Till December 2009, I had a nice job in a big company. I had a beautiful home in a quiet Chicago suburb, two cars and was living the American dream. And one fine day I lost my head – I quit my job, sold my house, returned to India and bootstrapped a startup. Or so it seemed to some of my acquaintances. To many of my friends and relatives, the decision to change my career and home seemed abrupt. Some suggested (only half-jokingly) that I was going through a mid-life crisis. Here is what actually happened:

  • I took nine months to make up my mind. There was nothing abrupt about my decision.
  • A big part of my decision was to do with aligning life and career goals. Should we fit our life around our career or the other way round?
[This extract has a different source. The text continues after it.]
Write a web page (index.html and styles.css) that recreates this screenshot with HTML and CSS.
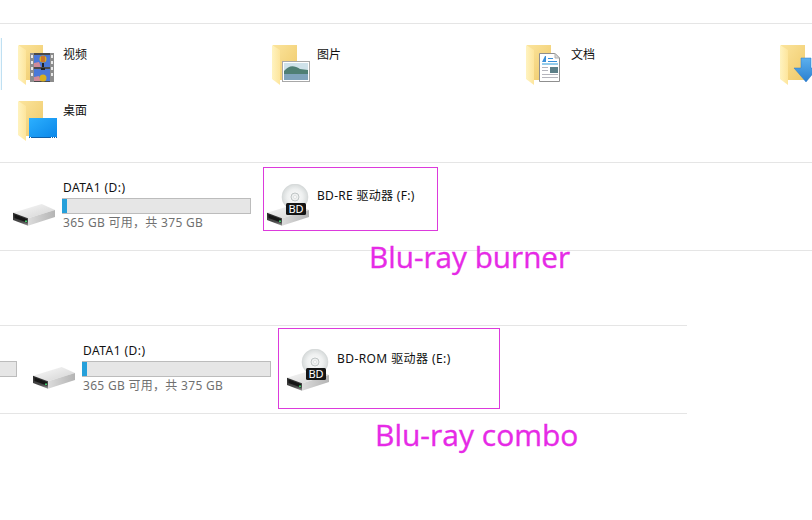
FILE: index.html
```html
<!DOCTYPE html>
<html lang="zh-CN">
<head>
<meta charset="utf-8">
<title>Drives</title>
<link rel="stylesheet" href="styles.css">
</head>
<body>
<svg class="defs" width="0" height="0" aria-hidden="true">
  <defs>
    <linearGradient id="fback" x1="0" y1="0" x2="1" y2="1"><stop offset="0" stop-color="#fbe49c"/><stop offset="1" stop-color="#efc969"/></linearGradient>
    <linearGradient id="fflap" x1="0" y1="0" x2="1" y2="0"><stop offset="0" stop-color="#fff3c0"/><stop offset="1" stop-color="#fde59c"/></linearGradient>
    <linearGradient id="top" x1="0" y1="0" x2="1" y2="1"><stop offset="0" stop-color="#fafafa"/><stop offset="1" stop-color="#d2d2d2"/></linearGradient>
    <linearGradient id="side" x1="0" y1="0" x2="1" y2="0"><stop offset="0" stop-color="#dcdcdc"/><stop offset="1" stop-color="#b4b4b4"/></linearGradient>
    <linearGradient id="panel" x1="0" y1="0" x2="0" y2="1"><stop offset="0" stop-color="#2a2a2a"/><stop offset=".7" stop-color="#4a4a4a"/><stop offset="1" stop-color="#9a9a9a"/></linearGradient>
    <linearGradient id="sky" x1="0" y1="0" x2="1" y2="1"><stop offset="0" stop-color="#2cb0ff"/><stop offset="1" stop-color="#0a86e8"/></linearGradient>
    <radialGradient id="disc"><stop offset="0" stop-color="#fdfdfd"/><stop offset=".6" stop-color="#eef0f0"/><stop offset="1" stop-color="#d6dada"/></radialGradient>
    <linearGradient id="arrow" x1="0" y1="0" x2="0" y2="1"><stop offset="0" stop-color="#5cb0ee"/><stop offset="1" stop-color="#2a7fd0"/></linearGradient>
    <symbol id="folder" viewBox="0 0 44 44">
      <path d="M1 1H25V36H1Z" fill="url(#fback)"/>
      <path d="M0 1L8 6V41L0 35Z" fill="url(#fflap)"/>
    </symbol>
    <symbol id="drive" viewBox="0 0 44 24">
      <path d="M0 9.700L28.700 1L42 7L15 15.300Z" fill="url(#top)"/>
      <path d="M15 15.300L42 7V14L15 22.700Z" fill="url(#side)"/>
      <path d="M0 9.700L15 15.300V22.700L0 17Z" fill="url(#panel)"/>
      <path d="M1.500 11.500L14 16V19.500L1.500 15Z" fill="#161616"/>
      <rect x="12" y="17.500" width="2" height="1.500" fill="#3fd06a"/>
    </symbol>
  </defs>
</svg>

<main class="page">
  <div class="spacer-top"></div>

  <section class="folders">
    <span class="sliver"></span>
    <div class="tile">
      <svg class="ficon" viewBox="0 0 44 44">
        <use href="#folder" width="44" height="44"/>
        <rect x="12" y="9" width="24" height="29" fill="#4a4a4a"/>
        <rect x="12" y="9" width="4" height="29" fill="#8c8c8c"/>
        <rect x="32" y="9" width="4" height="29" fill="#8c8c8c"/>
        <path d="M13 11h2v3h-2zM13 17h2v3h-2zM13 23h2v3h-2zM13 29h2v3h-2zM33 11h2v3h-2zM33 17h2v3h-2zM33 23h2v3h-2zM33 29h2v3h-2z" fill="#e8e8e8"/>
        <rect x="16" y="11" width="16" height="12" fill="#4a78d8"/>
        <rect x="16" y="25" width="16" height="12" fill="#4a78d8"/>
        <path d="M16 19l5-1 2 5h-7zM16 33l5-1 2 5h-7z" fill="#d08a9a"/>
        <circle cx="25" cy="15" r="3.500" fill="#d8b020"/>
        <path d="M23.500 12h1v6h-1zM25.500 12h1v6h-1z" fill="#c03a3a"/>
        <path d="M24 19h2v4h-2zM23 24h4v2h-4z" fill="#222"/>
        <circle cx="25" cy="34" r="3.500" fill="#d8b020"/>
      </svg>
      <span class="label">视频</span>
    </div>
    <div class="tile">
      <svg class="ficon" viewBox="0 0 44 44">
        <use href="#folder" width="44" height="44"/>
        <rect x="10.500" y="17.500" width="27" height="20" fill="#fff" stroke="#a8a8a8"/>
        <rect x="12" y="19" width="24" height="17" fill="#cfe2ea"/>
        <path d="M12 27C17 21 22 21 28 25L36 26V30H12Z" fill="#4f7f74"/>
        <rect x="12" y="30" width="24" height="6" fill="#7fa3bb"/>
      </svg>
      <span class="label">图片</span>
    </div>
    <div class="tile">
      <svg class="ficon" viewBox="0 0 44 44">
        <use href="#folder" width="44" height="44"/>
        <path d="M13.500 9.500H29L33.500 14V37.500H13.500Z" fill="#fff" stroke="#8f8f8f"/>
        <path d="M29 9.500V14H33.500Z" fill="#dcdcdc" stroke="#b0b0b0"/>
        <path d="M16 18l3-6h1v6zM22 14h5v1h-5zM22 17h9v1h-9z" fill="#3a8fd8"/>
        <rect x="16" y="19.500" width="16" height="1" fill="#2a9ad8"/>
        <rect x="24" y="23" width="8" height="6" fill="#5c7f88"/>
        <path d="M16 23h6v1h-6zM16 26h6v1h-6zM16 30h16v1H16zM16 33h16v1H16z" fill="#b5b5bd"/>
      </svg>
      <span class="label">文档</span>
    </div>
    <div class="tile">
      <svg class="ficon" viewBox="0 0 44 44">
        <use href="#folder" width="44" height="44"/>
        <path d="M21 14H31V24H37.500L26 38L14 24H21Z" fill="url(#arrow)" stroke="#2a78c8" stroke-width=".5"/>
      </svg>
    </div>
    <div class="tile">
      <svg class="ficon" viewBox="0 0 44 44">
        <use href="#folder" width="44" height="44"/>
        <rect x="11" y="18" width="28" height="20" fill="url(#sky)"/>
        <rect x="11" y="37" width="28" height="1" fill="#0f5fa8"/>
        <path d="M12 37h1v1h-1zM33 37h1v1h-1zM35 37h1v1h-1zM37 37h1v1h-1z" fill="#fff"/>
      </svg>
      <span class="label">桌面</span>
    </div>
  </section>

  <section class="drives">
    <div class="drive">
      <svg class="dicon"><use href="#drive" width="44" height="24"/></svg>
      <div class="info">
        <div class="name">DATA1 (D:)</div>
        <div class="bar"><div class="fill"></div></div>
        <div class="size">365 GB 可用，共 375 GB</div>
      </div>
    </div>
    <div class="box box-re">
      <svg class="bdicon" viewBox="0 0 44 44">
        <circle cx="28" cy="13" r="13" fill="url(#disc)" stroke="#cfd3d3" stroke-width=".5"/>
        <circle cx="28" cy="13" r="4" fill="#eef0f0" stroke="#bfc5c5"/>
        <circle cx="28" cy="13" r="1.500" fill="#fff" stroke="#c8cccc" stroke-width=".5"/>
        <use href="#drive" y="19" width="44" height="24"/>
        <rect x="19" y="19" width="20" height="12" rx="1.500" fill="#151515"/>
        <text class="bdtext" x="29" y="29" text-anchor="middle">BD</text>
      </svg>
      <div class="name boxname">BD-RE 驱动器 (F:)</div>
    </div>
  </section>

  <div class="spacer-mid"></div>

  <section class="drives drives-narrow">
    <div class="bar stub"></div>
    <div class="drive">
      <svg class="dicon"><use href="#drive" width="44" height="24"/></svg>
      <div class="info">
        <div class="name">DATA1 (D:)</div>
        <div class="bar"><div class="fill"></div></div>
        <div class="size">365 GB 可用，共 375 GB</div>
      </div>
    </div>
    <div class="box box-rom">
      <svg class="bdicon" viewBox="0 0 44 44">
        <circle cx="28" cy="13" r="13" fill="url(#disc)" stroke="#cfd3d3" stroke-width=".5"/>
        <circle cx="28" cy="13" r="4" fill="#eef0f0" stroke="#bfc5c5"/>
        <circle cx="28" cy="13" r="1.500" fill="#fff" stroke="#c8cccc" stroke-width=".5"/>
        <use href="#drive" y="19" width="44" height="24"/>
        <rect x="19" y="19" width="20" height="12" rx="1.500" fill="#151515"/>
        <text class="bdtext" x="29" y="29" text-anchor="middle">BD</text>
      </svg>
      <div class="name boxname">BD-ROM 驱动器 (E:)</div>
    </div>
  </section>

  <div class="note note-burner">Blu-ray burner</div>
  <div class="note note-combo">Blu-ray combo</div>
</main>
</body>
</html>
```

FILE: styles.css
```css
* { box-sizing: border-box; }
html, body { margin: 0; padding: 0; background: #fff; }
body { font-family: "Noto Sans", "Noto Sans CJK SC", sans-serif; font-size: 12px; color: #1a1a1a; }
.defs { position: absolute; }
.page { position: relative; width: 812px; height: 520px; overflow: hidden; }

.spacer-top { height: 23px; }
.spacer-mid { height: 74px; }

.folders {
  position: relative;
  height: 139px;
  padding: 20px 0 0 18px;
  border-top: 1px solid #e5e5e5;
  display: grid;
  grid-template-columns: repeat(4, 254px);
  grid-auto-rows: 56px;
}
.sliver {
  position: absolute;
  left: 0; top: 14px;
  width: 2px; height: 52px;
  background: #f4fafd;
  border-right: 1px solid #bfe0f2;
}
.tile { display: flex; align-items: flex-start; gap: 1px; }
.ficon { width: 44px; height: 44px; flex: none; }
.label { line-height: 22px; color: #111; white-space: nowrap; }

.drives {
  display: flex;
  align-items: flex-start;
  height: 89px;
  padding-left: 13px;
  border-top: 1px solid #e5e5e5;
  border-bottom: 1px solid #e5e5e5;
}
.drives-narrow { width: 687px; padding-left: 0; }

.drive { display: flex; align-items: flex-start; gap: 5px; flex: none; }
.dicon { width: 44px; height: 24px; margin-top: 40px; flex: none; }
.info { width: 189px; padding-top: 15px; }
.name { line-height: 20px; margin-left: 1px; color: #111; white-space: nowrap; letter-spacing: .45px; }
.bar { height: 16px; background: #e6e6e6; border: 1px solid #bcbcbc; }
.fill { width: 5px; height: 14px; margin-left: -1px; background: #26a0da; }
.size { line-height: 17px; margin-left: 1px; color: #707070; white-space: nowrap; letter-spacing: .3px; }
.stub { width: 17px; flex: none; margin: 35px 16px 0 0; border-left: 0; }

.box { display: flex; align-items: flex-start; gap: 6px; flex: none; border: 1px solid #dc3adc; }
.box-re { width: 175px; height: 64px; margin: 4px 0 0 12px; padding: 16px 0 0 3px; }
.box-rom { width: 222px; height: 81px; margin: 2px 0 0 7px; padding: 20px 0 0 8px; }
.bdicon { width: 44px; height: 44px; flex: none; }
.bdtext { font-family: "Noto Sans", sans-serif; font-size: 11px; fill: #fff; }
.boxname { margin: 2px 0 0; letter-spacing: .3px; }
.box-rom .boxname { margin-top: 0; letter-spacing: .42px; }

.note { position: absolute; font-family: "Open Sans", sans-serif; font-size: 29.700px; line-height: 40px; color: #e62ae6; white-space: nowrap; -webkit-text-stroke: .35px #e62ae6; }
.note-burner { left: 369px; top: 237px; }
.note-combo { left: 375px; top: 415px; font-size: 30px; }
```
Most of us end up doing the former. A lot of times, it is a matter of necessity – typically financial needs or personal constraints. Sometimes though, it’s because we lose sight of what we really want to do in life. It’s important to consider that as we grow as individuals, what we want from our lives change. A career that may have met our life aspirations five years ago may not align with our current aspirations.
  • I really did not have a choice. My decision practically made itself. I couldn’t express this point more eloquently than this post by Seth Godin.

Throughout the nine month period, I consumed an enormous amount of content related to life and career changes and startups. I had it easy because many had undertaken this exciting journey before me:

  • Movies – Clerks, High Fidelity, Notting Hill, Departures (a Japanese movie), Rocket Singh – Salesman of the Year

The long and deliberate process I went through is probably not right for everyone who is assessing a life/career change, but it held me in good stead. The day I finally put in my papers, I felt as if a huge weight had been lifted off me. For the first time in many years, I was the master of my destiny.